Flash Physics is our daily pick of the latest need-to-know developments from the global physics community selected by Physics World‘s team of editors and reporters

Photograph of Paul Chu in his lab
Super discovery: Paul Chu in his lab. (Courtesy: University of Houston)

How to make a superconductor from a non-superconductor

Calcium-iron arsenide, which is usually not a superconductor, has been made to superconduct by Paul Chu and colleagues at the University of Houston in the US. This was done using an idea first proposed in the 1970s – that superconductivity can be enhanced or even created at the interface between two materials. Chu and colleagues heated calcium-iron arsenide so that it coexists in two different structural phases, neither of which is superconducting. Then the sample is cooled carefully to preserve the two phases. When cooled to below 25 K, the material is a superconductor at the interface between the phases. While this superconducting temperature is too low to be of practical use, Chu believes that the work offers a new direction in the search for more efficient, less expensive superconducting materials. The research is described in Proceedings of the National Academy of Sciences.

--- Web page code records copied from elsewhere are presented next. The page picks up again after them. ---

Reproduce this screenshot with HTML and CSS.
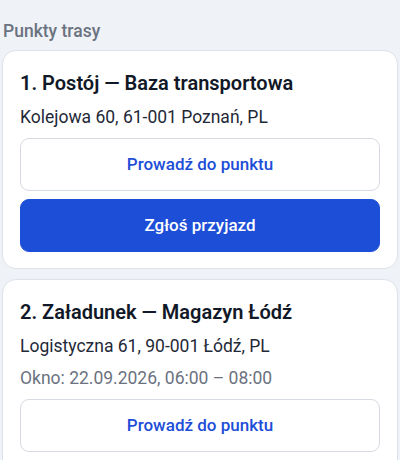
FILE: index.html
```html
<!DOCTYPE html>
<html lang="pl">

<head>
    <meta charset="UTF-8">
    <meta name="viewport" content="width=device-width, initial-scale=1.0">
    <title>Punkty trasy</title>
    <link rel="stylesheet" href="styles.css">
</head>

<body>
    <h2 class="section-title">Punkty trasy</h2>
    <div class="stops">
        <div class="stop-card">
            <h3 class="stop-name">1. Postój — Baza transportowa</h3>
            <p class="stop-address">Kolejowa 60, 61-001 Poznań, PL</p>
            <div class="stop-actions">
                <button class="btn btn-outline">Prowadź do punktu</button>
                <button class="btn btn-primary">Zgłoś przyjazd</button>
            </div>
        </div>
        <div class="stop-card">
            <h3 class="stop-name">2. Załadunek — Magazyn Łódź</h3>
            <p class="stop-address">Logistyczna 61, 90-001 Łódź, PL</p>
            <p class="stop-window">Okno: 22.09.2026, 06:00 – 08:00</p>
            <div class="stop-actions">
                <button class="btn btn-outline">Prowadź do punktu</button>
                <button class="btn btn-primary">Zgłoś przyjazd</button>
            </div>
        </div>
    </div>
</body>
</html>
```

FILE: styles.css
```css
body {
    margin: 0;
    padding: 19px 2px 0;
    background-color: #eff2f7;
    font-family: Roboto, "Liberation Sans", Arial, sans-serif;
    color: #111827;
}

.section-title {
    margin: 0 0 7px 1px;
    font-size: 17.5px;
    line-height: 24px;
    font-weight: 500;
    color: #6b7280;
}

.stops {
    display: flex;
    flex-direction: column;
    gap: 10px;
}

.stop-card {
    display: flex;
    flex-direction: column;
    gap: 8px;
    background-color: #fff;
    border: 1px solid #dde2ea;
    border-radius: 14px;
    padding: 18px 17px 16px;
}

.stop-name {
    margin: 0;
    font-size: 20px;
    line-height: 28px;
    font-weight: 600;
    color: #111827;
}

.stop-address,
.stop-window {
    margin: 0;
    font-size: 17.5px;
    line-height: 24px;
    color: #1f2937;
}

.stop-window {
    color: #6b7280;
}

.stop-actions {
    display: flex;
    flex-direction: column;
    gap: 8px;
    margin-top: 1px;
}

.btn {
    display: block;
    width: 100%;
    padding: 13px 16px;
    border-radius: 9px;
    font-family: inherit;
    font-size: 17px;
    line-height: 25px;
    font-weight: 500;
    text-align: center;
    cursor: pointer;
}

.btn-outline {
    background-color: #fff;
    border: 1px solid #d6dae1;
    color: #1d4ed8;
}

.btn-primary {
    background-color: #1d4ed8;
    border: 1px solid #1d4ed8;
    color: #fff;
}
```
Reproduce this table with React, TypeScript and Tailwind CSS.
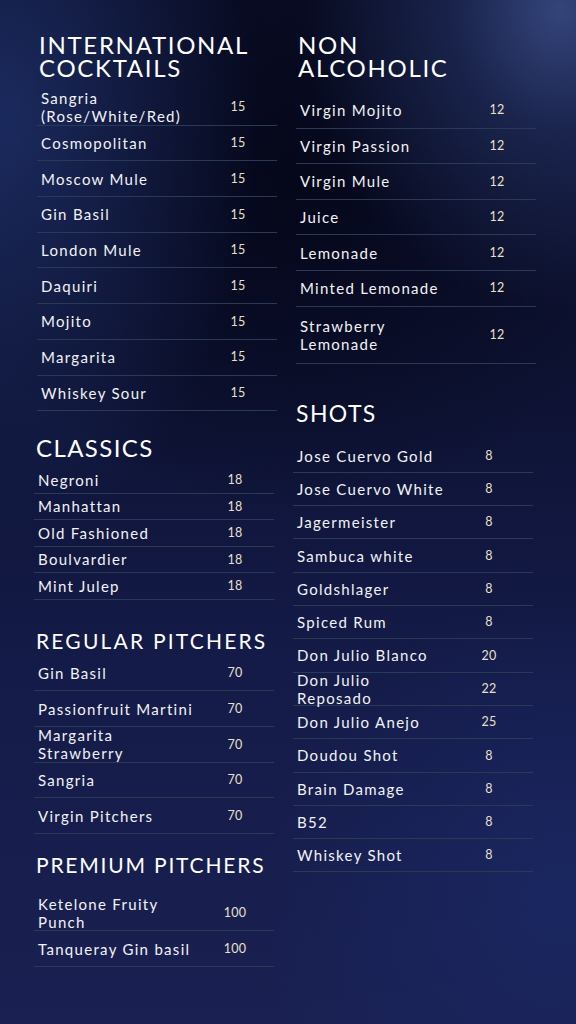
import React from "react";

type Item = { name: string[]; price: string; h?: string };

const F = { fontFamily: "Lato, 'Open Sans', sans-serif" };

function Row({ item, rowH, nameW }: { item: Item; rowH: string; nameW: string }) {
  return (
    <div className={`flex items-center border-b border-[#2a3a56] ${item.h ?? rowH}`}>
      <div className={`pl-[4px] ${nameW} text-[15px] leading-[18px] tracking-[1.3px] text-[#f2f2f5]`}>
        {item.name.map((n, i) => (
          <div key={i}>{n}</div>
        ))}
      </div>
      <div className="w-[24px] pt-[1px] text-center text-[12.5px] tracking-[0.3px] text-[#e9e0cc]">{item.price}</div>
    </div>
  );
}

const intl: Item[] = [
  { name: ["Sangria", "(Rose/White/Red)"], price: "15" },
  { name: ["Cosmopolitan"], price: "15" },
  { name: ["Moscow Mule"], price: "15" },
  { name: ["Gin Basil"], price: "15" },
  { name: ["London Mule"], price: "15" },
  { name: ["Daquiri"], price: "15" },
  { name: ["Mojito"], price: "15" },
  { name: ["Margarita"], price: "15" },
  { name: ["Whiskey Sour"], price: "15" },
];

const classics: Item[] = [
  { name: ["Negroni"], price: "18" },
  { name: ["Manhattan"], price: "18" },
  { name: ["Old Fashioned"], price: "18" },
  { name: ["Boulvardier"], price: "18" },
  { name: ["Mint Julep"], price: "18" },
];

const regular: Item[] = [
  { name: ["Gin Basil"], price: "70" },
  { name: ["Passionfruit Martini"], price: "70" },
  { name: ["Margarita", "Strawberry"], price: "70" },
  { name: ["Sangria"], price: "70" },
  { name: ["Virgin Pitchers"], price: "70" },
];

const premium: Item[] = [
  { name: ["Ketelone Fruity", "Punch"], price: "100" },
  { name: ["Tanqueray Gin basil"], price: "100" },
];

const nonAlc: Item[] = [
  { name: ["Virgin Mojito"], price: "12" },
  { name: ["Virgin Passion"], price: "12" },
  { name: ["Virgin Mule"], price: "12" },
  { name: ["Juice"], price: "12" },
  { name: ["Lemonade"], price: "12" },
  { name: ["Minted Lemonade"], price: "12" },
  { name: ["Strawberry", "Lemonade"], price: "12", h: "h-[57px]" },
];

const shots: Item[] = [
  { name: ["Jose Cuervo Gold"], price: "8" },
  { name: ["Jose Cuervo White"], price: "8" },
  { name: ["Jagermeister"], price: "8" },
  { name: ["Sambuca white"], price: "8" },
  { name: ["Goldshlager"], price: "8" },
  { name: ["Spiced Rum"], price: "8" },
  { name: ["Don Julio Blanco"], price: "20" },
  { name: ["Don Julio", "Reposado"], price: "22" },
  { name: ["Don Julio Anejo"], price: "25" },
  { name: ["Doudou Shot"], price: "8" },
  { name: ["Brain Damage"], price: "8" },
  { name: ["B52"], price: "8" },
  { name: ["Whiskey Shot"], price: "8" },
];

export default function App() {
  return (
    <div
      style={F}
      className="relative w-[576px] h-[1024px] overflow-hidden bg-[#0a0d26] bg-[radial-gradient(ellipse_260px_300px_at_560px_10px,#34447a_0%,rgba(40,56,110,0.55)_40%,rgba(10,13,38,0)_100%),radial-gradient(ellipse_260px_420px_at_0px_120px,#1b2a5e_0%,rgba(27,42,94,0)_100%),radial-gradient(ellipse_360px_330px_at_290px_180px,#05071a_0%,rgba(5,7,26,0)_100%),radial-gradient(ellipse_300px_300px_at_560px_900px,#1a2660_0%,rgba(26,38,96,0)_100%),linear-gradient(180deg,#0a0d26_0%,#0d1232_35%,#141b48_65%,#1a2152_100%)]"
    >
      <div className="flex">
        {/* Left column */}
        <div className="flex flex-col ml-[34px]">
          <div className="ml-[3px] w-[240px] pt-[33px]">
            <h2 className="pl-[2px] text-[24px] leading-[23px] tracking-[1.7px] text-white font-normal">
              INTERNATIONAL
              <br />
              COCKTAILS
            </h2>
            <div className="mt-[11px]">
              {intl.map((it, i) => (
                <Row key={i} item={it} rowH="h-[35.7px]" nameW="w-[189px]" />
              ))}
            </div>
          </div>

          <div className="w-[240px] mt-[25px]">
            <h2 className="pl-[2px] text-[24px] leading-[23px] tracking-[1.4px] text-white font-normal">CLASSICS</h2>
            <div className="mt-[8px]">
              {classics.map((it, i) => (
                <Row key={i} item={it} rowH="h-[26.5px]" nameW="w-[189px]" />
              ))}
            </div>
          </div>

          <div className="w-[240px] mt-[29px]">
            <h2 className="pl-[2px] text-[21px] leading-[24px] tracking-[2.2px] text-white font-normal whitespace-nowrap">REGULAR PITCHERS</h2>
            <div className="mt-[3px]">
              {regular.map((it, i) => (
                <Row key={i} item={it} rowH="h-[35.7px]" nameW="w-[189px]" />
              ))}
            </div>
          </div>

          <div className="w-[240px] mt-[19px]">
            <h2 className="pl-[2px] text-[21px] leading-[24px] tracking-[1.8px] text-white font-normal whitespace-nowrap">PREMIUM PITCHERS</h2>
            <div className="mt-[18px]">
              {premium.map((it, i) => (
                <Row key={i} item={it} rowH="h-[36px]" nameW="w-[189px]" />
              ))}
            </div>
          </div>
        </div>

        {/* Right column */}
        <div className="flex flex-col ml-[16px]">
          <div className="ml-[3px] w-[240px] pt-[33px]">
            <h2 className="pl-[2px] text-[24px] leading-[23px] tracking-[1.7px] text-white font-normal">
              NON
              <br />
              ALCOHOLIC
            </h2>
            <div className="mt-[14px]">
              {nonAlc.map((it, i) => (
                <Row key={i} item={it} rowH="h-[35.6px]" nameW="w-[189px]" />
              ))}
            </div>
          </div>

          <div className="w-[240px] mt-[38px]">
            <h2 className="pl-[3px] text-[23px] leading-[23px] tracking-[1.4px] text-white font-normal">SHOTS</h2>
            <div className="mt-[15px]">
              {shots.map((it, i) => (
                <Row key={i} item={it} rowH="h-[33.3px]" nameW="w-[184px]" />
              ))}
            </div>
          </div>
        </div>
      </div>
    </div>
  );
}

Study reveals top Russian physics institutions

A bibliometric study by researchers at the National Research University Higher School of Economics (HSE) in Russia has measured the scientific impact of 39 physics institutions belonging to the Russian Academy of Sciences (RAS). Carried out by HSE sociologists Yuriy Kachanov and Natalia Shmatko, together with Yulia Markova from the American Association for the Advancement of Science, they found that the Joint Institute for Nuclear Research, the Alikhanov Institute for Theoretical and Experimental Physics, the Lebedev Physical Institute – all based in Moscow – and the Ioffe Institute in St Petersburg are the top physics research institutions in the country. The study looked at the number of researchers based at each institution, together with publication statistics. “We were able to prove that big institutions held authority on the global science scene and produced more scientific data, which was highly received by the physics community,” says Shmatko.

Advancing instrumentation at the National Physical Laboratory

Photograph of the National Physical Laboratory campus

A new initiative aimed at strengthening ties between tech firms and the UK’s National Physical Laboratory (NPL) was officially launched last night at the Institute of Engineering and Technology in London. The project, known as NPL Instruments, will see experts at the Teddington-based national measurement institute work closely with companies to develop bespoke instruments, products and related services. At the event, NPL chief-executive Peter Thompson told Physics World that the new business unit would focus on products at a moderate stage of development (equivalent to Technology Readiness Levels 4 and 5) in the areas of advanced manufacturing, environment, health and life sciences, and the digital sector. NPL’s work on instruments tends to be “hidden in plain view”, Thompson told an audience of around 100 lab personnel, industry scientists, engineers and academics at the event, adding that the new business unit is intended to help publicize and expand the lab’s role as an “instrument development partner”. Paul Shore, who leads both the new unit and NPL’s engineering measurement division, gave indoor GPS technologies and “smaller, faster, cheaper” atomic clocks as examples of products where the lab’s existing strengths in measurement and sensing could help to catalyse technical advances. The initiative comes on the heels of a transition period for NPL, which announced in August that it would make up to 50 staff members redundant as part of what Thompson called a “rebalancing” of the 116 year-old lab.